Perhaps it's a German thing though, as we probably feel we "lost out" the most when TLG shifted their focus away from their European customers and towards the US.
Remember back in the Eighties, Germany must have been the biggest market for TLG, visible from the fact that basically all the reality-bound sets represented German life. The style of the vehicles, the road signs, and the whole look and feel of besically everything LEGOLAND. The trains even were exact (for the time) replicas of some of Germany's most common trains at the time.

Nowadays, most sets appear to have been geared to US tastes and styles. They still offer the occasional set that at least also can "live" in a European environment, especially in the City theme, but everything else often feels so far removed from what kids over here are used to and see in their everyday lives that it is no wonder that many themes just don't sell over here like they probably do in other parts of the world. People, especially from the US, might not be aware of this, but many things they take for granted as being "universally popular" actually is not - over here.

Like this show. I said it somewhere else, I asked around, and no one, not even the ones who have Netflix, have heard of the show or watched it. A lot of people I know are huge fans of GoT (and would love to be able to buy sets based on that IP), some love various "Prime Original" shows, but on the whole there just doesn't appear to be too much enthusiasm for LEGO sets based on modern shows here. Older stuff is a different matter, especially stuff from the Eighties like Knight Rider, A-Team, Ghostbusters, The Fall Guy, Masters of the Universe, etc. Or genres like James Bond of course. Just imagine all the cool sets based on the films from the 60s and 70s that could be produced.

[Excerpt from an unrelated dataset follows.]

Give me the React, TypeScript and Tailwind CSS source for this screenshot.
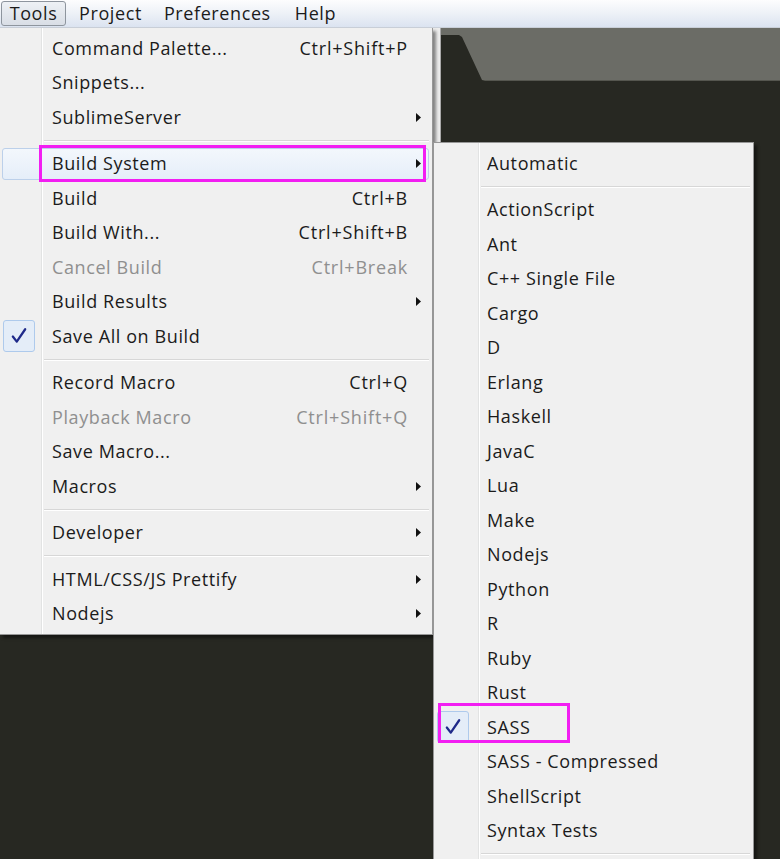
import React from "react";

type Item =
  | { sep: true }
  | {
      sep?: false;
      label: string;
      shortcut?: string;
      arrow?: boolean;
      disabled?: boolean;
      checked?: boolean;
      hover?: boolean;
    };

const toolsItems: Item[] = [
  { label: "Command Palette...", shortcut: "Ctrl+Shift+P" },
  { label: "Snippets..." },
  { label: "SublimeServer", arrow: true },
  { sep: true },
  { label: "Build System", arrow: true, hover: true },
  { label: "Build", shortcut: "Ctrl+B" },
  { label: "Build With...", shortcut: "Ctrl+Shift+B" },
  { label: "Cancel Build", shortcut: "Ctrl+Break", disabled: true },
  { label: "Build Results", arrow: true },
  { label: "Save All on Build", checked: true },
  { sep: true },
  { label: "Record Macro", shortcut: "Ctrl+Q" },
  { label: "Playback Macro", shortcut: "Ctrl+Shift+Q", disabled: true },
  { label: "Save Macro..." },
  { label: "Macros", arrow: true },
  { sep: true },
  { label: "Developer", arrow: true },
  { sep: true },
  { label: "HTML/CSS/JS Prettify", arrow: true },
  { label: "Nodejs", arrow: true },
];

const buildItems: Item[] = [
  { label: "Automatic" },
  { sep: true },
  ...[
    "ActionScript",
    "Ant",
    "C++ Single File",
    "Cargo",
    "D",
    "Erlang",
    "Haskell",
    "JavaC",
    "Lua",
    "Make",
    "Nodejs",
    "Python",
    "R",
    "Ruby",
    "Rust",
  ].map((label) => ({ label })),
  { label: "SASS", checked: true },
  { label: "SASS - Compressed" },
  { label: "ShellScript" },
  { label: "Syntax Tests" },
  { sep: true },
];

function Check() {
  return (
    <svg width="18" height="18" viewBox="0 0 16 16">
      <path
        d="M2.5 8.5 L6 13 L13.5 2"
        fill="none"
        stroke="#1f2a8a"
        strokeWidth="2"
        strokeLinecap="round"
        strokeLinejoin="round"
      />
    </svg>
  );
}

function Arrow() {
  return (
    <svg width="5" height="9" viewBox="0 0 5 9">
      <path d="M0 0 L5 4.5 L0 9 Z" fill="#111" />
    </svg>
  );
}

function MenuRow({ item, gutter, pad }: { item: Item; gutter: number; pad: number }) {
  if (item.sep) {
    return (
      <div className="h-[12px] flex items-center" style={{ paddingLeft: gutter + 2 }}>
        <div className="w-full mr-[3px] border-t border-[#d7d7d7] border-b border-b-white" />
      </div>
    );
  }
  const color = item.disabled ? "text-[#8f8f8f]" : "text-[#1b1b1b]";
  return (
    <div className="relative h-[34.5px] flex items-center">
      {item.hover && (
        <div className="absolute left-[2px] right-[3px] top-[1px] bottom-[1px] rounded-[3px] border border-[#bcd0ea] bg-gradient-to-b from-[#f3f7fc] to-[#e5eef9]" />
      )}
      {item.checked && (
        <div className="absolute left-[3px] top-[1px] w-[32px] h-[32px] rounded-[3px] border border-[#aecaec] bg-[#e4edf8] flex items-center justify-center">
          <Check />
        </div>
      )}
      <div
        className={`relative flex-1 whitespace-nowrap tracking-[0.6px] ${color}`}
        style={{ paddingLeft: gutter + pad }}
      >
        {item.label}
      </div>
      {item.shortcut && (
        <div className={`relative whitespace-nowrap tracking-[0.8px] ${color}`}>
          {item.shortcut}
        </div>
      )}
      <div className="relative w-[24px] h-full flex items-center pl-[8px]">
        {item.arrow && <Arrow />}
      </div>
    </div>
  );
}

function Menu({ items, gutter, pad }: { items: Item[]; gutter: number; pad: number }) {
  return (
    <div className="relative py-[3px]">
      <div
        className="absolute top-0 bottom-0 border-l border-[#e2e3e3] border-r border-r-white"
        style={{ left: gutter - 1, width: 2 }}
      />
      {items.map((item, i) => (
        <MenuRow key={i} item={item} gutter={gutter} pad={pad} />
      ))}
    </div>
  );
}

export default function App() {
  return (
    <div
      className="relative w-[780px] h-[859px] overflow-hidden bg-[#272822] text-[18px] leading-normal"
      style={{ fontFamily: '"Open Sans", "Noto Sans", sans-serif' }}
    >
      {/* menu bar */}
      <div className="h-[28px] flex items-stretch bg-gradient-to-b from-[#fdfdfe] via-[#edf1f7] to-[#dbe3f0] border-b border-[#c9cfd8] text-[#1b1b1b] tracking-[0.6px]">
        <div className="mt-[1px] mb-[1px] ml-[1px] w-[65px] flex items-center justify-center rounded-[3px] border border-[#8e959e] bg-gradient-to-b from-[#eef1f5] to-[#d9dee6]">
          Tools
        </div>
        <div className="flex items-center pl-[13px]">Project</div>
        <div className="flex items-center pl-[22px]">Preferences</div>
        <div className="flex items-center pl-[24px]">Help</div>
      </div>

      {/* editor tab strip */}
      <div className="flex">
        <div className="w-[433px] shrink-0" />
        <div className="w-[8px] h-[115px] bg-[#ededed] border-r border-[#a9a9a9]" />
        <div className="flex-1 h-[53px] bg-[#6b6c66] border-b border-[#55564f]">
          <svg width="44" height="53" viewBox="0 0 44 53" className="block">
            <path d="M0 7 L18 7 L21 9 L41 52 L44 53 L0 53 Z" fill="#272822" />
          </svg>
        </div>
      </div>

      {/* Tools dropdown */}
      <div className="absolute left-0 top-[28px] w-[433px] bg-[#f0f0f0] border-r border-b border-[#979797] shadow-[3px_3px_3px_rgba(0,0,0,0.45)]">
        <Menu items={toolsItems} gutter={42} pad={10} />
        <div className="absolute left-[39px] top-[117px] w-[387px] h-[37px] border-[3px] border-[#f21ef2]" />
      </div>

      {/* Build System submenu */}
      <div className="absolute left-[433px] top-[142px] w-[321px] h-[760px] bg-[#f0f0f0] border border-[#979797] shadow-[3px_3px_3px_rgba(0,0,0,0.45)]">
        <Menu items={buildItems} gutter={45} pad={8} />
        <div className="absolute left-[4px] top-[560px] w-[132px] h-[40px] border-[3px] border-[#f21ef2]" />
      </div>
    </div>
  );
}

And don't forget Duck Tales based sets. The whole Entenhausen (a.k.a. Duckburg) universe could be the base of countless sets, scenarios, CMF series etc. Every kid over here knows that universe, the Lustige Taschenbücher series of comic books is a bestseller and has been for decades. Sets based in that universe would sell like hotcakes - plus be family-friendly and highly desirable for AFOLs as well, as many here grew up with that universe.

Anyway, enough OT.
Everyone who likes Stranger Things, enjoy the set and figures.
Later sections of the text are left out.